El óvulo
femenino, de un octavo de milímetro, es la célula más grande del organismo,
mientras el espermatozoide —elemento masculino— es ochenta y ocho mil veces
menor que el óvulo, es decir, exactamente la célula más pequeña del organismo.
Pero, así y todo, ambos elementos contribuyen por igual a la información
genética, aportando cada uno su propio mensaje. Con otras palabras: entre ambos
organizan un plan general, al que responderán los rasgos fundamentales del
futuro individuo. Se trata, pues, de un proceso genéticamente codificado, el
código genético.
Ambas células (óvulo y
espermatozoide) tienen funciones diferentes. La función única del
espermatozoide es llegar al óvulo y entregar su programa para la organización
del nuevo individuo, mientras que el óvulo aporta los elementos nutritivos, a
modo de materia prima, para producir nuevas células para el futuro organismo.
El
espermatozoide que llega primero al óvulo con su mensaje es aceptado sin más,
mientras que los demás (¡y son millones!) son rechazados.

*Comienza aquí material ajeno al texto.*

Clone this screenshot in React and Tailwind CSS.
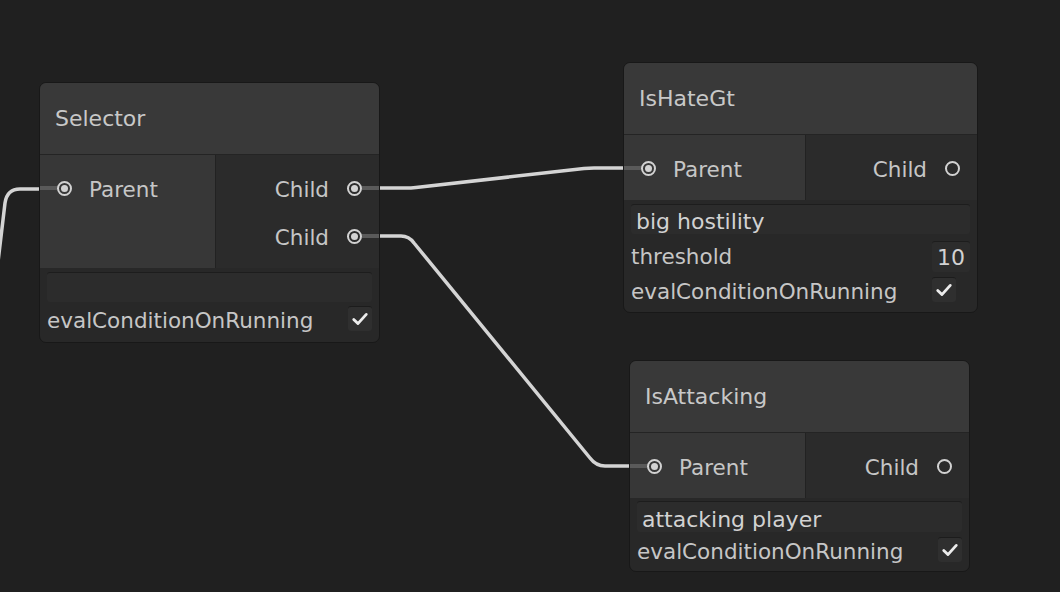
import React from "react";

const FONT = "font-['DejaVu_Sans',sans-serif]";

function Port({ side, linked }) {
  // ring with a dot when the port has a wire, bare ring otherwise
  const ring = (
    <div className="flex h-[15px] w-[15px] shrink-0 items-center justify-center rounded-full border-2 border-[#d2d2d2]">
      {linked && <div className="h-[7px] w-[7px] rounded-full bg-[#d2d2d2]" />}
    </div>
  );
  const stub = (
    <div className={`h-[4px] w-[17px] shrink-0 ${linked ? "bg-[#5a5a5a]" : ""}`} />
  );
  return side === "in" ? (
    <>
      {stub}
      {ring}
    </>
  ) : (
    <>
      {ring}
      {stub}
    </>
  );
}

function Check() {
  return (
    <div className="flex h-[25px] w-[24px] items-center justify-center rounded-[3px] border-t border-[#1c1c1c] bg-[#2f2f2f]">
      <svg width="20" height="20" viewBox="0 0 24 24" fill="none">
        <path d="M4.5 12.5 L9.5 17.5 L19.5 6.5" stroke="#ececec" strokeWidth="3.4" strokeLinecap="round" strokeLinejoin="round" />
      </svg>
    </div>
  );
}

function Node({ pos, title, inW, outs, children }) {
  return (
    <div className={`absolute ${pos} flex flex-col overflow-hidden rounded-[7px] border border-[#181818] bg-[#282828] text-[#c6c6c6] ${FONT}`}>
      <div className="flex h-[72px] shrink-0 items-center border-b border-[#242424] bg-[#393939] pl-[15px] text-[22px] text-[#c8c8c8]">
        {title}
      </div>
      <div className="flex text-[21.5px]">
        <div className={`${inW} shrink-0 border-r border-[#222222] bg-[#373737] pb-[8px] pt-[9px]`}>
          <div className="flex h-[48px] items-center">
            <Port side="in" linked />
            <span className="ml-[17px] translate-y-[2px]">Parent</span>
          </div>
        </div>
        <div className="flex-1 bg-[#2b2b2b] pb-[8px] pt-[9px]">
          {outs.map((linked, i) => (
            <div key={i} className="flex h-[48px] items-center justify-end">
              <span className="mr-[18px] translate-y-[2px]">Child</span>
              <Port side="out" linked={linked} />
            </div>
          ))}
        </div>
      </div>
      <div className="flex flex-col px-[7px] text-[21.5px]">{children}</div>
    </div>
  );
}

function Field({ text, cls }) {
  return (
    <div className={`flex items-center rounded-[3px] border-t border-[#1d1d1d] bg-[#2c2c2c] pl-[5px] text-[22px] text-[#d2d2d2] ${cls}`}>
      <span className="translate-y-[2px]">{text}</span>
    </div>
  );
}

export default function App() {
  return (
    <div className="relative h-[592px] w-[1060px] overflow-hidden bg-[#202020]">
      <svg className="absolute inset-0" width="1060" height="592" fill="none">
        <g stroke="#d4d4d4" strokeWidth="3.5" strokeLinejoin="round">
          <path d="M -2 262 L 5 203 Q 7 189 20 189 L 40 189" />
          <path d="M 378 188 L 406 188 Q 411 188 416 187.4 L 584 168.6 Q 589 168 594 168 L 624 168" />
          <path d="M 378 236 L 401 236 Q 409 236 414 243 L 590 458 Q 596 466 605 466 L 630 466" />
        </g>
      </svg>

      <Node pos="left-[39px] top-[82px] w-[341px]" title="Selector" inW="w-[176px]" outs={[true, true]}>
        <Field cls="mt-[4px] h-[30px]" />
        <div className="flex h-[33px] items-center justify-between">
          <span className="translate-y-[3px]">evalConditionOnRunning</span>
          <Check />
        </div>
        <div className="h-[7px]" />
      </Node>

      <Node pos="left-[623px] top-[62px] w-[355px]" title="IsHateGt" inW="w-[182px]" outs={[false]}>
        <Field text="big hostility" cls="mt-[4px] h-[30px]" />
        <div className="flex h-[38px] items-center justify-between">
          <span className="translate-y-[4px]">threshold</span>
          <div className="mt-[6px] flex h-[31px] w-[38px] items-center justify-center rounded-[3px] border-t border-[#1d1d1d] bg-[#2c2c2c] text-[22px] text-[#d2d2d2]">
            <span className="translate-y-[1px]">10</span>
          </div>
        </div>
        <div className="flex h-[34px] items-center justify-between">
          <span className="translate-y-[3px]">evalConditionOnRunning</span>
          <div className="mr-[14px]">
            <Check />
          </div>
        </div>
        <div className="h-[6px]" />
      </Node>

      <Node pos="left-[629px] top-[360px] w-[341px]" title="IsAttacking" inW="w-[176px]" outs={[false]}>
        <Field text="attacking player" cls="mt-[3px] h-[31px]" />
        <div className="flex h-[34px] items-center justify-between">
          <span className="translate-y-[3px]">evalConditionOnRunning</span>
          <Check />
        </div>
        <div className="h-[5px]" />
      </Node>
    </div>
  );
}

De paso, hagamos
referencia a un pavoroso misterio: si cada uno de los millones de
espermatozoides tiene un programa original, como así es, en el mismo acto en
el que fui concebido yo pude haber resultado —de acuerdo con el espermatozoide
que hubiera llegado primero al óvulo— de millones de formas diferentes, hubiera
podido tener millones de personalidades diferentes, de la misma manera que los
hermanos son, a veces, tan diferentes entre sí, a pesar de tener los mismos
códigos paternos.
Los genes, sea individualmente, sea
a través de los enlaces moleculares producidos por la mutua interacción,
decidirán el carácter general del futuro individuo. Pero este programa, elaborado
en combinación con el espermatozoide y el óvulo, puede ser alterado, y, de
hecho, siempre lo es, por factores externos, como las radiaciones solares o
nucleares u otros “accidentes” a escala molecular, que pueden cambiar uno o
varios elementos del código genético.
Así pues, el programa original
genético puede tener variantes, y estas variantes pueden tornarse en factores
preponderantes, es decir, pueden ejercer una función primordial en la
organización del futuro individuo. De nuevo asoma a nuestros ojos el insondable
misterio: en el mismo momento en que fui concebido, yo pude haber tenido —a
causa de las combinaciones internas y las influencias externas— millones de
personalidades distintas de la que tengo.